Monday, December 10, 2012

Waiting in restaurants

"There are three kinds of waitresses," Garry Shandling used to say, "the good, the bad ... and the kind I always get." In her memoir Waiting: The True Confessions of a Waitress, Debra Ginsberg suggests there are actually just two kinds: those who accept that this is their life and just get on with making a living (you can usually find these at Bob Evans and most family restaurants) and those who wait on customers while they wait for their real lives to begin (the kind you are more likely to find at Applebees, Cheddars and similar restaurants).

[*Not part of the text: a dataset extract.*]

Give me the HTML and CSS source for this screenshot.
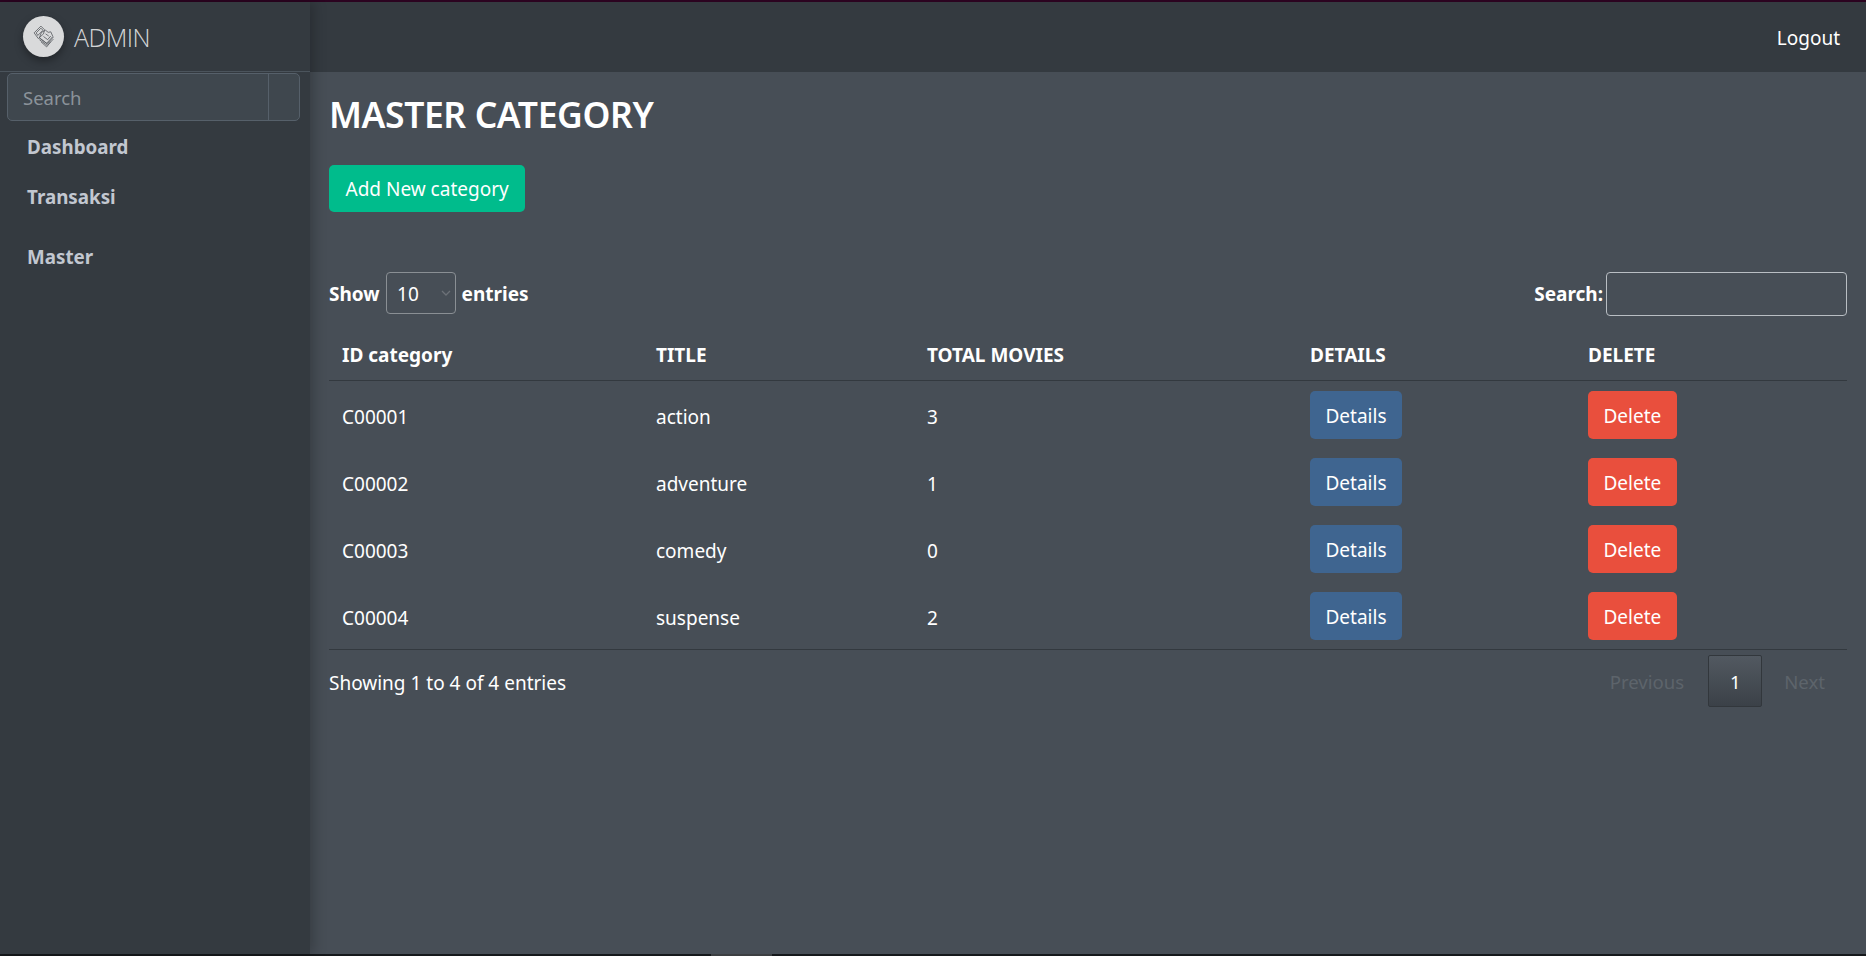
FILE: index.html
```html
<!DOCTYPE html>
<html lang="en">
<head>
<meta charset="utf-8">
<title>Master Category</title>
<link rel="stylesheet" href="styles.css">
</head>
<body>
<div class="stripe-top"></div>
<div class="shell">
  <aside class="sidebar">
    <div class="brand">
      <span class="brand-logo">
        <svg viewBox="0 0 24 24" width="25" height="25" fill="none" stroke="#5a5e63" stroke-width="0.8" stroke-linejoin="round">
          <path d="M3 8.500 9.500 2l3.500 3.500-1 4-5 4.500z"/>
          <path d="M5 8.500 9.500 4l2 2-5 5z"/>
          <path d="M10 8l4-2 2.500 2 2.500-.5 2 4.500-6 6.500-7-5z"/>
          <path d="M8.500 13.500l7 5.500 6-6.500"/>
          <path d="M8 15l7.500 5.500 6-6M9.500 17l5.500 5 4-5"/>
          <path d="M12 12l4 3 3-3.500M14 9.500l3 2" />
        </svg>
      </span>
      <span class="brand-text">ADMIN</span>
    </div>
    <div class="side-search">
      <span class="side-search-input">Search</span>
      <span class="side-search-btn"></span>
    </div>
    <nav class="side-nav">
      <a class="side-link">Dashboard</a>
      <a class="side-link">Transaksi</a>
      <a class="side-link side-link-gap">Master</a>
    </nav>
  </aside>
  <div class="main">
    <header class="topbar"><a class="logout">Logout</a></header>
    <section class="content">
      <h1 class="title">MASTER CATEGORY</h1>
      <a class="btn btn-add">Add New category</a>
      <div class="dt-top">
        <div class="dt-length">
          <b>Show</b>
          <span class="select"><span class="select-value">10</span>
            <svg class="chev" viewBox="0 0 10 6" width="10" height="6" fill="none" stroke="#6c7177" stroke-width="1.300"><path d="M1 1l4 4 4-4"/></svg>
          </span>
          <b>entries</b>
        </div>
        <div class="dt-search"><b>Search:</b><span class="search-input"></span></div>
      </div>
      <table class="table">
        <colgroup>
          <col class="c1"><col class="c2"><col class="c3"><col class="c4"><col class="c5">
        </colgroup>
        <thead>
          <tr><th>ID category</th><th>TITLE</th><th>TOTAL MOVIES</th><th>DETAILS</th><th>DELETE</th></tr>
        </thead>
        <tbody>
          <tr><td>C00001</td><td>action</td><td>3</td><td class="act"><a class="btn btn-details">Details</a></td><td class="act"><a class="btn btn-delete">Delete</a></td></tr>
          <tr><td>C00002</td><td>adventure</td><td>1</td><td class="act"><a class="btn btn-details">Details</a></td><td class="act"><a class="btn btn-delete">Delete</a></td></tr>
          <tr><td>C00003</td><td>comedy</td><td>0</td><td class="act"><a class="btn btn-details">Details</a></td><td class="act"><a class="btn btn-delete">Delete</a></td></tr>
          <tr><td>C00004</td><td>suspense</td><td>2</td><td class="act"><a class="btn btn-details">Details</a></td><td class="act"><a class="btn btn-delete">Delete</a></td></tr>
        </tbody>
      </table>
      <div class="dt-bottom">
        <div class="dt-info">Showing 1 to 4 of 4 entries</div>
        <div class="pager">
          <span class="page-off page-prev">Previous</span>
          <span class="page-on">1</span>
          <span class="page-off">Next</span>
        </div>
      </div>
    </section>
  </div>
</div>
<div class="stripe-bottom"><span class="stripe-tab"></span></div>
</body>
</html>
```
FILE: styles.css
```css
* { box-sizing: border-box; }
html, body { height: 100%; }
body {
  margin: 0;
  display: flex;
  flex-direction: column;
  overflow: hidden;
  background: #474e56;
  color: #fff;
  font-family: "Noto Sans", "Open Sans", "Liberation Sans", sans-serif;
  font-size: 19px;
}
.stripe-top { height: 2px; background: #2b0320; flex: none; }
.stripe-bottom { height: 2px; background: #15181b; flex: none; padding-left: 711px; }
.stripe-tab { display: block; width: 61px; height: 2px; background: #3c3f42; }
.shell { flex: 1; display: flex; min-height: 0; }

.sidebar {
  width: 310px;
  flex: none;
  position: relative;
  z-index: 1;
  background: #343a40;
  box-shadow: 4px 0 12px rgba(0,0,0,.22);
}
.brand {
  height: 70px;
  display: flex;
  align-items: center;
  gap: 10px;
  padding: 0 0 1px 23px;
  border-bottom: 1px solid #4b545c;
}
.brand-logo {
  width: 41px; height: 41px;
  border-radius: 50%;
  background: #d9dadb;
  box-shadow: 0 4px 9px rgba(0,0,0,.35);
  display: flex; align-items: center; justify-content: center;
}
.brand-text { font-size: 25px; line-height: 34px; padding-top: 2px; font-weight: 300; color: rgba(255,255,255,.8); font-family: "Open Sans", "Noto Sans", sans-serif; letter-spacing: -.5px; }
.side-search {
  display: flex;
  margin: 1px 10px 0 7px;
  height: 48px;
  border: 1px solid #56606a;
  border-radius: 5px;
  background: #3f474e;
}
.side-search-input { flex: 1; padding: 11px 15px 9px; color: #8b939a; font-size: 18.500px; line-height: 26px; }
.side-search-btn { width: 31px; border-left: 1px solid #56606a; }
.side-nav { display: flex; flex-direction: column; padding: 0 0 0 27px; }
.side-link { font-weight: 700; color: #c2c7d0; font-size: 18.800px; line-height: 26px; padding-top: 13px; height: 50px; }
.side-link-gap { margin-top: 10px; }

.main { flex: 1; display: flex; flex-direction: column; min-width: 0; }
.topbar {
  height: 70px;
  flex: none;
  background: #343a40;
  display: flex;
  justify-content: flex-end;
  align-items: center;
  padding: 2px 26px 0 0;
}
.logout { font-size: 19px; }
.content { flex: 1; padding: 0 19px 0 19px; background: #474e56; }
.title {
  margin: 19px 0 0;
  font-size: 35.500px;
  line-height: 46px;
  font-weight: 600;
  letter-spacing: -.4px;
}
.btn {
  display: inline-block;
  height: 47px;
  line-height: 49px;
  padding: 0 16px;
  border-radius: 5px;
  font-size: 19px;
  color: #fff;
}
.btn-add { background: #00bc8c; margin-top: 28px; padding: 0 16.500px; }
.btn-details { background: #3f6590; height: 48px; line-height: 51px; padding: 0 15.500px; }
.btn-delete { background: #e94f3d; height: 48px; line-height: 51px; padding: 0 15.500px; }

.dt-top {
  margin-top: 60px;
  display: flex;
  justify-content: space-between;
  align-items: center;
  height: 43px;
}
.dt-length { display: flex; align-items: center; gap: 5.500px; }
.select {
  width: 70px; height: 42px;
  margin: 0 0 1px 1px;
  border: 1px solid #8a8f94;
  border-radius: 4px;
  display: flex;
  align-items: center;
  justify-content: space-between;
  padding: 0 3px 0 10px;
  font-size: 19px;
}
.select-value { padding-top: 2px; }
.chev { margin-right: 1px; }
.dt-search { display: flex; align-items: center; gap: 3px; }
.search-input { width: 241px; height: 44px; border: 1px solid #b9bec3; border-radius: 4px; }

.table { width: 100%; border-collapse: collapse; table-layout: fixed; margin-top: 14px; }
.c1 { width: 314px; } .c2 { width: 271px; } .c3 { width: 383px; } .c4 { width: 278px; } .c5 { width: 272px; }
.table th {
  text-align: left;
  padding: 2px 13px 0;
  height: 51px;
  font-weight: 700;
  border-bottom: 1px solid #33393f;
}
.table td { padding: 6px 13px 0; height: 67px; font-size: 19px; }
.table td.act { padding-top: 3px; }
.table tbody tr:last-child td { border-bottom: 1px solid #33393f; height: 68px; }

.dt-bottom { display: flex; justify-content: space-between; align-items: flex-start; padding-top: 5px; }
.dt-info { line-height: 52px; font-size: 19px; padding-top: 2px; }
.pager { display: flex; height: 52px; align-items: center; font-size: 18.600px; }
.page-off { color: #5d646b; padding: 2px 22px 0; }
.page-prev { padding-right: 24px; }
.page-on {
  width: 54px; height: 52px;
  padding-top: 2px;
  display: flex; align-items: center; justify-content: center;
  border: 1px solid #32373c;
  border-radius: 2px;
  background: linear-gradient(#525961, #3b4148);
}
```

For two decades, Ginsberg was a waitress of the second kind. Her whole family was in the restaurant business, and so, beginning as a teenager, she worked in her father's restaurants and various others, mostly in Oregon and California. She believed her true calling was to become a writer, but she wrote very little and after her son was born and she became a single mother, she wrote nothing at all. Serving drinks and dinners to other people paid the bills.

Eventually she realized that waiting tables provided all the material she needed for her to end her other wait and start writing. The resultant book, published in 2000, provides fascinating reading for anyone who either serves food in a restaurant or eats it. She tells some interesting and often hilarious stories, reveals what goes on behind the scenes (who knew a restaurant could be such a sexual hothouse?) and even critiques several movies, such as Five Easy Pieces and As Good as It Gets, that have waitresses as important characters.

Ginsberg has since written two more memoirs and a novel, but writing is a tough way to make a living and she realizes that at some point she may be forced to go back to waiting ... and waiting.